We never really get an explanation as to why the pet sematary gets a hold on people, or why things come out of there wrong.  All we know is that it was an ancient Indian burial ground,  Was it cursed to begin with?  Is it a punishment for disturbing it? We’ll never know.  Then there’s the walk to the sematary.  Fog, weird noises, a Wendigo.  Maybe that’s why it stuck with me. If you like to read, that scene will really draw you in.  Your mind makes the picture instead of a movie, which in my weird brain, can sometimes be so much scarier!

King is an expert at getting you into the character’s head.  I really felt their pain after their son died, even though I was only in my teens when I read it.  Of course by the time he dies, you know where the story is going.  But what happens after is….something else.  Nothing happens fast in the book. But I read it all in a couple of days.  It makes you think.  It gets under your skin.  And into your head.

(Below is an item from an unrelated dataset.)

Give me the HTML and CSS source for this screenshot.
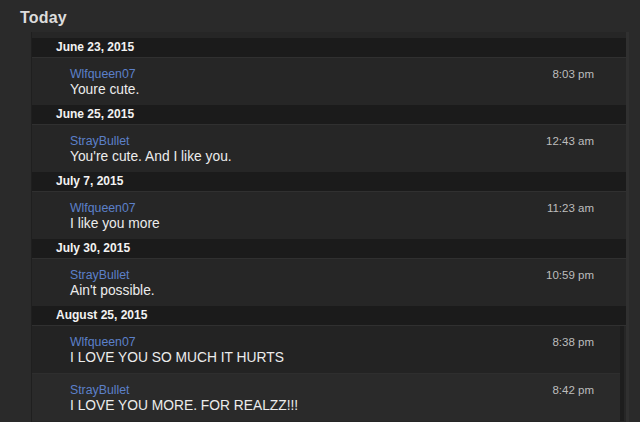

I still remember reading about Louis and Jud going to the Pet Sematary. The imagery King used, together with Louis’s thoughts, really put me there.  His thoughts at the cemetery, and while he’s taking Gage to the pet sematary are what I remember most when I think about the book. Reading it was kind of like looking at a car accident.  I wanted to stop, but I just kept going.  Then it makes you think: Jud has already told him about his childhood dog, and the person that was buried there years ago.  Louis knows all too well how Church came back.  So why the hell is he doing it again??  Is there some evil force in the sematary making him do it?  Or has he just lost his mind?

I hadn’t read a lot of horror at that point, and this was doing a number on me.  When you’re a kid, the idea of dying is scary.  As an adult, the thought of losing a child dying is terrifying.  (And as an adult who knows someone that lost a child, I’ve seen firsthand the absolute soul crushing pain it causes).  But I think it was Louis’s slow descent into madness that really got me.  King threw in all the supernatural terror his genius writer’s brain has to offer, of course, but it wasn’t in your face.  It was always there in the background.  Just biding its time.  Kind of like the pet sematary.

If you could bring someone you loved back from the dead, would you? And if they came back wrong?  Evil?  Would you be able to live with the consequences, or would you be able to do what was necessary to fix it?  If you’ve read it already, read it again! If you haven’t, read it and then think about it for a minute…..Is dead really better?